◆ **WRITTEN EXERCISE**:
What is the number of lines holding the word "index"? Give that number alone.

┌──

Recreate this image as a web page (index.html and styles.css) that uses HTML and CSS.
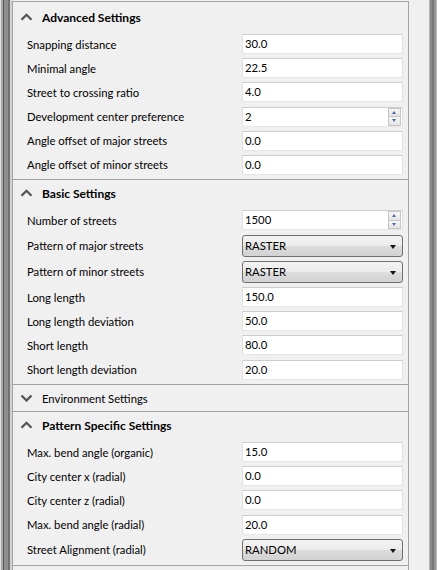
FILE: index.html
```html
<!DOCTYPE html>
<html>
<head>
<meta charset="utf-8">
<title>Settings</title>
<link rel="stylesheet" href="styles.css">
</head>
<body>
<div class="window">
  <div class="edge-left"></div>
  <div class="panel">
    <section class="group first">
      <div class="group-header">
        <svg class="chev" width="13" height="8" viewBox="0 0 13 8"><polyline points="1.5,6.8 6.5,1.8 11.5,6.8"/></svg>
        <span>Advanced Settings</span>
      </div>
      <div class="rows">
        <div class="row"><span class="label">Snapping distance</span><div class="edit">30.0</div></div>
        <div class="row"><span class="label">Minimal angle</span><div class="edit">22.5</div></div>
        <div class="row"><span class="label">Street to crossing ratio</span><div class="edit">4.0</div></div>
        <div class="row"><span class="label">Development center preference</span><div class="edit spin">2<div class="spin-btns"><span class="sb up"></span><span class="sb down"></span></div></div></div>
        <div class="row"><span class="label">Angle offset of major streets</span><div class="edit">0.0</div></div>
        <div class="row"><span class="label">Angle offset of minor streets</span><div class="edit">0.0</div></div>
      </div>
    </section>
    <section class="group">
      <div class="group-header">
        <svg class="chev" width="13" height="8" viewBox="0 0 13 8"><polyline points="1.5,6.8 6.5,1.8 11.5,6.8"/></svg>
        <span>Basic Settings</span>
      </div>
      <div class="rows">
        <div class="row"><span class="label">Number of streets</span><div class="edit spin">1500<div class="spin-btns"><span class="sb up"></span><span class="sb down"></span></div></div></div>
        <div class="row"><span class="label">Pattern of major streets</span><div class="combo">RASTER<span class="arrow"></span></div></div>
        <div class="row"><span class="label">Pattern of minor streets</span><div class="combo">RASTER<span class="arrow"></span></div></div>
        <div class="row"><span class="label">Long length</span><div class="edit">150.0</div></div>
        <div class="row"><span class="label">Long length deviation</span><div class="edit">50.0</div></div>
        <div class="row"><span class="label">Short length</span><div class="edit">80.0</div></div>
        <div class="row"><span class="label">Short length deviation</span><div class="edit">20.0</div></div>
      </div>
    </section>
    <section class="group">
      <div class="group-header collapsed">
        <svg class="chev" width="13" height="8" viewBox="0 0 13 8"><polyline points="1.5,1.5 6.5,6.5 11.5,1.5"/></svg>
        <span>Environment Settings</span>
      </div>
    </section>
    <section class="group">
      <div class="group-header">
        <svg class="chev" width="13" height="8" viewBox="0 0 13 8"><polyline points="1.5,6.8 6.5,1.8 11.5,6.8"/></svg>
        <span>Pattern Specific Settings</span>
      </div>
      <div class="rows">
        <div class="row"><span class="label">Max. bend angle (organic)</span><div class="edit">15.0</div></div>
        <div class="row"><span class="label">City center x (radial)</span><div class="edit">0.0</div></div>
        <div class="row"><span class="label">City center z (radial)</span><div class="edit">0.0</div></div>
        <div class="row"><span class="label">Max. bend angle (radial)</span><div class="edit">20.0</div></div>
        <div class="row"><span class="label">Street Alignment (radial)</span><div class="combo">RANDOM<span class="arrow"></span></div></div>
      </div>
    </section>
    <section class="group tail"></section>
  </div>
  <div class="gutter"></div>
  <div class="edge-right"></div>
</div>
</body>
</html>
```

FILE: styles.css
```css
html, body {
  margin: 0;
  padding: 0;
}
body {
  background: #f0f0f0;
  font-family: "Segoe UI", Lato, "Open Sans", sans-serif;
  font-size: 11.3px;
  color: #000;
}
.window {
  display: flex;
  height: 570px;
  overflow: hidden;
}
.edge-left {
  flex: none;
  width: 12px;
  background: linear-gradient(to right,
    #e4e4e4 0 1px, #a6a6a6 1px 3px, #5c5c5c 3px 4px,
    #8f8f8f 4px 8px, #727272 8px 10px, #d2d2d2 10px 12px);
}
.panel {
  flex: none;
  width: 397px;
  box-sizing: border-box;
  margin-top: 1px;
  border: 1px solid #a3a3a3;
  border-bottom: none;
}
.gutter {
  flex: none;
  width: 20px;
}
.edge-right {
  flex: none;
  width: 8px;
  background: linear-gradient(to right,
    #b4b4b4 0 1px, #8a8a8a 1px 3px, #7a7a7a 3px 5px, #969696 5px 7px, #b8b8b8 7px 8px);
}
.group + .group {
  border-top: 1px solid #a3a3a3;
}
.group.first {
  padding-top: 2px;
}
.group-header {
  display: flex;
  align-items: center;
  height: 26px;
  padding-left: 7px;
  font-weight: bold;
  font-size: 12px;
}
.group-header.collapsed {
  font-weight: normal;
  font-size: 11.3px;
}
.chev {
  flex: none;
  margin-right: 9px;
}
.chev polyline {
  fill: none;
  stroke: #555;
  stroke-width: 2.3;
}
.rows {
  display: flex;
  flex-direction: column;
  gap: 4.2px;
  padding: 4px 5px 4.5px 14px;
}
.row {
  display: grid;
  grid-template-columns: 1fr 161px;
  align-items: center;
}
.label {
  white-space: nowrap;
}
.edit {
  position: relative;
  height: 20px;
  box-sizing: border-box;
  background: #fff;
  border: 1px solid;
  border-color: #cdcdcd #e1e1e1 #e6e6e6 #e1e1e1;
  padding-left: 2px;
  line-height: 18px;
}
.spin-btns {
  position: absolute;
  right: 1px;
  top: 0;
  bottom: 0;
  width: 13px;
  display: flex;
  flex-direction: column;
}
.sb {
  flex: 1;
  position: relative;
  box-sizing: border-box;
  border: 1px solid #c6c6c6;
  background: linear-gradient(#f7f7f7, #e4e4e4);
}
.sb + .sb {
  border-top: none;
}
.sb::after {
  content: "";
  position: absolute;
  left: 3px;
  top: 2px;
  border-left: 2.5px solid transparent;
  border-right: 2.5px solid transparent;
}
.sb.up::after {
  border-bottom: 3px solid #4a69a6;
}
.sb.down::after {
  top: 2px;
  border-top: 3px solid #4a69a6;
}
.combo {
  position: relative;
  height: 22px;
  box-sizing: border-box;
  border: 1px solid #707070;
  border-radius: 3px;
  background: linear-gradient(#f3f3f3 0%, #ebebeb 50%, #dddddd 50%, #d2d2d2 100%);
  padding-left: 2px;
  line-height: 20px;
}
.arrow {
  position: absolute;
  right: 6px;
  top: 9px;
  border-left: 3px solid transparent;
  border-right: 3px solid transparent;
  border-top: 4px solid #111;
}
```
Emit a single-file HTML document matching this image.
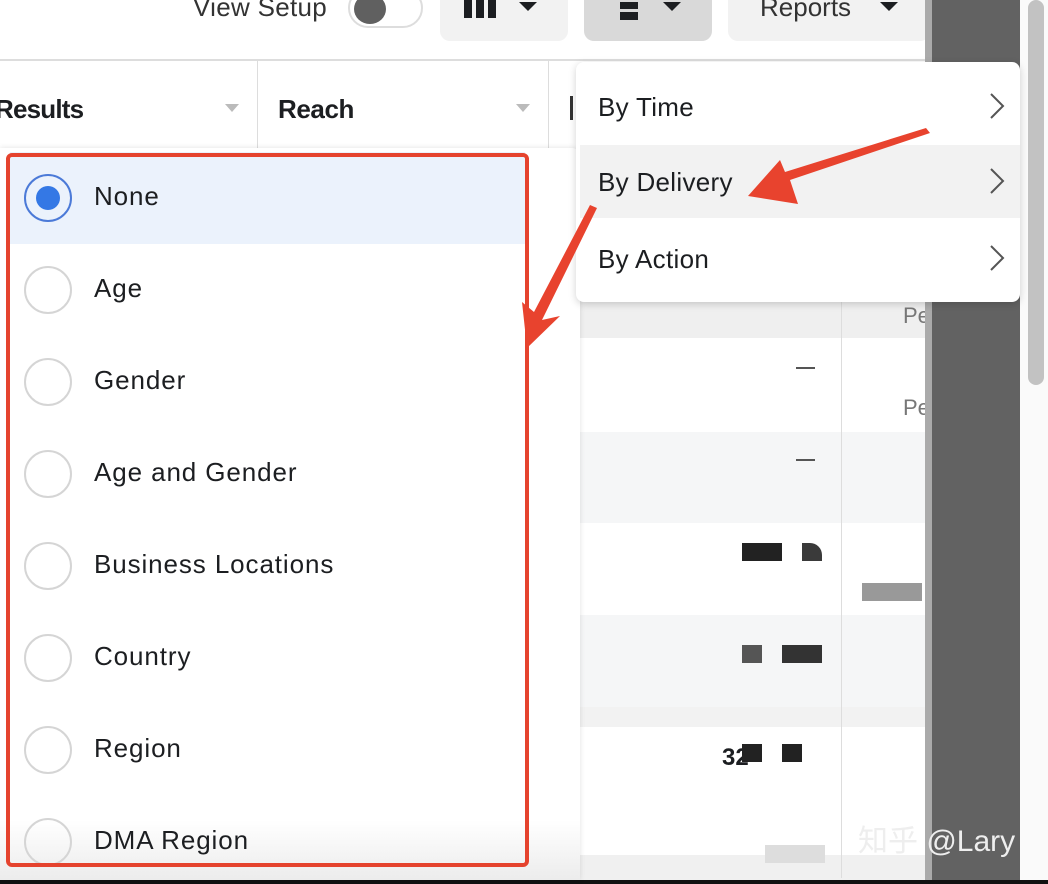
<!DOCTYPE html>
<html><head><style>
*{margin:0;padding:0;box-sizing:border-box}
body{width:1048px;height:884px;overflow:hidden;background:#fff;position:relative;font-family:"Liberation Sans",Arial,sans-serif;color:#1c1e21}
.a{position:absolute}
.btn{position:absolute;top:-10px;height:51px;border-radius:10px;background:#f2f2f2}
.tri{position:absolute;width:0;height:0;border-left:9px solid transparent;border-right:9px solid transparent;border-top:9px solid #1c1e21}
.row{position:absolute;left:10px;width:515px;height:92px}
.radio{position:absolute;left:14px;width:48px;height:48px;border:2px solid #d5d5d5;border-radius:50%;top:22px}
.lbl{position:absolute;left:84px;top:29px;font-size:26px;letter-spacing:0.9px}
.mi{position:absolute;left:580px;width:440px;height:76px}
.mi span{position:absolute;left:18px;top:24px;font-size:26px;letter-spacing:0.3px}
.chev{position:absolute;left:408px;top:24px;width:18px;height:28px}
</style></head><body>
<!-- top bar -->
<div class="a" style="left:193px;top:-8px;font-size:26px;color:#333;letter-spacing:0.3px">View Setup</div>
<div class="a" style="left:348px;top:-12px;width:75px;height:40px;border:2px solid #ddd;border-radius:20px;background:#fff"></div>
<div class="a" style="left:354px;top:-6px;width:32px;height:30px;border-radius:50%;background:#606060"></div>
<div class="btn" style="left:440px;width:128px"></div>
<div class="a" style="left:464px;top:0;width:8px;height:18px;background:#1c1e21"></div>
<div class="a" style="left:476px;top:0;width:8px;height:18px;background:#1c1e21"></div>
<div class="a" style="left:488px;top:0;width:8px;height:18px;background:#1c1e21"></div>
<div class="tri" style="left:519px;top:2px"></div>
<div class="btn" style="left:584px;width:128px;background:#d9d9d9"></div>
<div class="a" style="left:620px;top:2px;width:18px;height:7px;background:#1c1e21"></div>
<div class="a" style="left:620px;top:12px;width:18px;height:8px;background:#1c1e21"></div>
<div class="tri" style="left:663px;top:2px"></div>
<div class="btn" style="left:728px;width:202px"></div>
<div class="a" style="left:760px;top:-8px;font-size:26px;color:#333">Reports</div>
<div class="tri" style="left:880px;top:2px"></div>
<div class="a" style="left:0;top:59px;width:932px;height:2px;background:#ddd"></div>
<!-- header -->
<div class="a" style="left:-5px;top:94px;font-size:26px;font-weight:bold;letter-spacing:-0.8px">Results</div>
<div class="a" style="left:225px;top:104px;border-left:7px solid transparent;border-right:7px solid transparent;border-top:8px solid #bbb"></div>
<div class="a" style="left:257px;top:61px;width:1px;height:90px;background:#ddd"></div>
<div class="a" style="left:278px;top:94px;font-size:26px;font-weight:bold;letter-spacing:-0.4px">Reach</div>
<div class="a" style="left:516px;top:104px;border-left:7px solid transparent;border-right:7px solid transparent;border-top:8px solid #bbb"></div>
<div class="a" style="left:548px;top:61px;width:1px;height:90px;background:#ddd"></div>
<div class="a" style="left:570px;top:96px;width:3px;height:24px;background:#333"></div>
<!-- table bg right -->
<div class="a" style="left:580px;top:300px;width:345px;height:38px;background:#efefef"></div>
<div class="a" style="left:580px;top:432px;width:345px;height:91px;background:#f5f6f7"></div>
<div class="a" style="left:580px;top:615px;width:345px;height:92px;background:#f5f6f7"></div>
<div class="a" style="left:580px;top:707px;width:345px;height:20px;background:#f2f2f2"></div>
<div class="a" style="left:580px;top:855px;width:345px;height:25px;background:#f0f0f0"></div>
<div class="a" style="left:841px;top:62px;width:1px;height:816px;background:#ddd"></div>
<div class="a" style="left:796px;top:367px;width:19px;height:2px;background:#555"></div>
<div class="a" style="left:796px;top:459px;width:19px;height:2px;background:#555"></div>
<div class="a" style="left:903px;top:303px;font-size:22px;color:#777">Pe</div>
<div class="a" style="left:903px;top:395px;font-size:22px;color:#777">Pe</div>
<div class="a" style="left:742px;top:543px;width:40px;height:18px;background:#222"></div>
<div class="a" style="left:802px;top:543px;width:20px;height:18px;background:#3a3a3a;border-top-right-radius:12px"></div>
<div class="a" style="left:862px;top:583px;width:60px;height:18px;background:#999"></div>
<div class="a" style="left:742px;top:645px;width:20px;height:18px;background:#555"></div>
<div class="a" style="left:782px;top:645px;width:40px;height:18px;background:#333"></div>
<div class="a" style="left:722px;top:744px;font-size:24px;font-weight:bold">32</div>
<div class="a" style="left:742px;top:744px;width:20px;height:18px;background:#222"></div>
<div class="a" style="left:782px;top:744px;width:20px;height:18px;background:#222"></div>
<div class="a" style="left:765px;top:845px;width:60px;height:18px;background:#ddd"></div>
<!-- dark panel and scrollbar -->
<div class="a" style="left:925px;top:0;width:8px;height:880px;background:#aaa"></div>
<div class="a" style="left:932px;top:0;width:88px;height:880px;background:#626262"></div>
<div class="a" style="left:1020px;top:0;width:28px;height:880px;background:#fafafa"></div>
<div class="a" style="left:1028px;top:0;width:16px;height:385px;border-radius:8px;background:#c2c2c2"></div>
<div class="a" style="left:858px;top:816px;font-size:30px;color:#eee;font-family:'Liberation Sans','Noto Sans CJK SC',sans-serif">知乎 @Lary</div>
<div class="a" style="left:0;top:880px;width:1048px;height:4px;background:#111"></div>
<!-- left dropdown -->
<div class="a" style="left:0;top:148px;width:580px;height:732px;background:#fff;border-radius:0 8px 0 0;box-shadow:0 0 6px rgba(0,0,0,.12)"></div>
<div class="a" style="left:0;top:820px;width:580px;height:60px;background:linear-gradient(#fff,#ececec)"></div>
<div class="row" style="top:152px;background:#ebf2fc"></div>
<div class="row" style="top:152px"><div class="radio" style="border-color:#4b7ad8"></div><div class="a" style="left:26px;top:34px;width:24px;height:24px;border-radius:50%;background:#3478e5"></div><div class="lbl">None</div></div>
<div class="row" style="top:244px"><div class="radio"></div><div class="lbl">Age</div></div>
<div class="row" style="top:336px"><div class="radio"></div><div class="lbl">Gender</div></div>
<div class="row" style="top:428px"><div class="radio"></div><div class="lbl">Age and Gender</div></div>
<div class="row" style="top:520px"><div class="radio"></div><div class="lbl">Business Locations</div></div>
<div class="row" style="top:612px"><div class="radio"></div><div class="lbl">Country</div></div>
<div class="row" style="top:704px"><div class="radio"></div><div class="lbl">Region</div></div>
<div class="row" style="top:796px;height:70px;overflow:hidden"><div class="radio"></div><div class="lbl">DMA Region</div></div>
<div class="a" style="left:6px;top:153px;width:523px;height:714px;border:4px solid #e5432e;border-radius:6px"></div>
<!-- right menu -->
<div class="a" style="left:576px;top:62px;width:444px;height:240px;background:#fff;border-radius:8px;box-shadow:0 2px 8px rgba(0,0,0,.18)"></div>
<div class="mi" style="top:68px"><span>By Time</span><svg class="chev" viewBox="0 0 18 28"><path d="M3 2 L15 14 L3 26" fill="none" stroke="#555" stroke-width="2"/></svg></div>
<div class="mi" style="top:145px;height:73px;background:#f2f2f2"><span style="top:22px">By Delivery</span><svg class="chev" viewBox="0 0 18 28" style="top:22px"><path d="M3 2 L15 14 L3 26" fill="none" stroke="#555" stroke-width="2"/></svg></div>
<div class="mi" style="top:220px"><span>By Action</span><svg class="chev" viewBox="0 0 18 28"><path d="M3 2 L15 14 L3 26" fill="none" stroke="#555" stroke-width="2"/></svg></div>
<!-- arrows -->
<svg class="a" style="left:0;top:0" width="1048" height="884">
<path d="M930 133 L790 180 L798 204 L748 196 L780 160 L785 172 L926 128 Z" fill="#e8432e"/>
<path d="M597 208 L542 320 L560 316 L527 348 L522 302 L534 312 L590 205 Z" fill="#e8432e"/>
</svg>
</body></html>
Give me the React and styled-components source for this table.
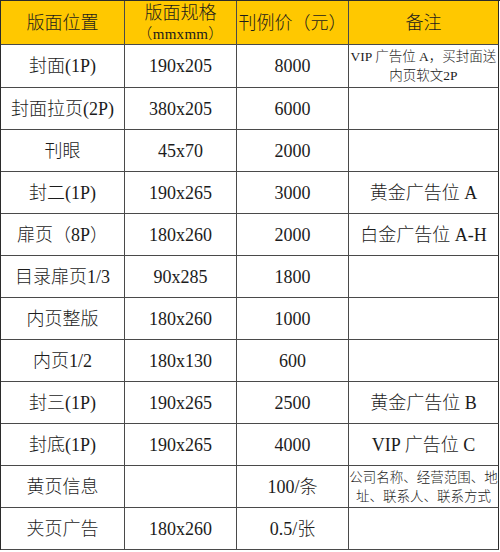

└──

◆ **RESPONSE TO THE TASK**:
2